* GOAL *
Check each line of the listing below for the string "components", and copy the ones that have it.

### MATERIAL

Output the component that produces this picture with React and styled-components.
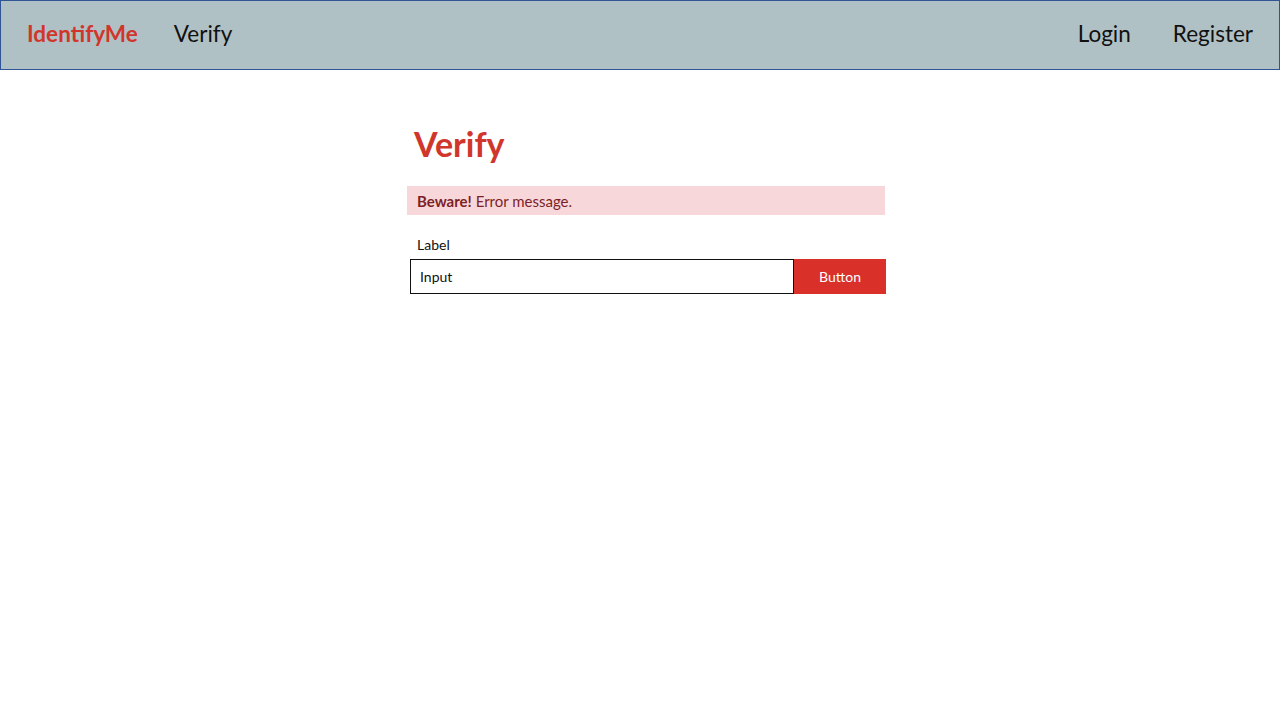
import React, { useState } from 'react';
import styled, { createGlobalStyle } from 'styled-components';

const GlobalStyle = createGlobalStyle`
	body {
		margin: 0;
		font-family: Lato, 'Open Sans', sans-serif;
		background: #ffffff;
	}
	* {
		box-sizing: border-box;
	}
`;

const App = () => {
	const [value, setValue] = useState('');

	return (
		<>
			<GlobalStyle />
			<Navbar>
				<NavGroup $gap={36}>
					<Brand href="#">IdentifyMe</Brand>
					<NavLink href="#">Verify</NavLink>
				</NavGroup>
				<NavGroup $gap={42}>
					<NavLink href="#">Login</NavLink>
					<NavLink href="#">Register</NavLink>
				</NavGroup>
			</Navbar>
			<Main>
				<Title>Verify</Title>
				<Alert>
					<strong>Beware!</strong> Error message.
				</Alert>
				<Form onSubmit={(e) => e.preventDefault()}>
					<Label htmlFor="code">Label</Label>
					<InputRow>
						<Input
							id="code"
							placeholder="Input"
							value={value}
							onChange={(e) => setValue(e.target.value)}
						/>
						<Button type="submit">Button</Button>
					</InputRow>
				</Form>
			</Main>
		</>
	);
};

const Navbar = styled.nav`
	height: 70px;
	background: #b0c1c5;
	border: 1px solid #2f5597;
	display: flex;
	align-items: center;
	justify-content: space-between;
	padding: 0 26px 3px 26px;
`;

const NavGroup = styled.div`
	display: flex;
	align-items: center;
	gap: ${(p) => p.$gap}px;
`;

const Brand = styled.a`
	color: #d0362b;
	font-weight: 700;
	font-size: 22.5px;
	text-decoration: none;
`;

const NavLink = styled.a`
	color: #111111;
	font-size: 22.5px;
	text-decoration: none;
`;

const Main = styled.main`
	width: 479px;
	margin-left: 407px;
	padding-top: 54px;
`;

const Title = styled.h1`
	margin: 0 0 22px 7px;
	color: #d0362b;
	font-size: 34px;
	font-weight: 700;
	line-height: 40px;
`;

const Alert = styled.div`
	width: 478px;
	background: #f7d7da;
	color: #7d1f27;
	font-size: 15px;
	height: 29px;
	display: flex;
	align-items: center;
	padding: 0 10px;
	white-space: pre;

	strong {
		font-weight: 700;
	}
`;

const Form = styled.form`
	margin-top: 21px;
	padding-left: 3px;
`;

const Label = styled.label`
	display: block;
	font-size: 14px;
	color: #111111;
	margin: 0 0 6px 7px;
`;

const InputRow = styled.div`
	display: flex;
	height: 35px;
`;

const Input = styled.input`
	flex: 1;
	border: 1px solid #111111;
	padding: 0 9px;
	font-family: inherit;
	font-size: 14px;
	color: #111111;
	outline: none;

	&::placeholder {
		color: #111111;
	}
`;

const Button = styled.button`
	width: 92px;
	border: none;
	background: #d9302a;
	color: #ffffff;
	font-family: inherit;
	font-size: 14px;
	cursor: pointer;
`;

export default App;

######

* EXERCISE RESPONSE *
Output the component that produces this picture with React and styled-components.
import styled, { createGlobalStyle } from 'styled-components';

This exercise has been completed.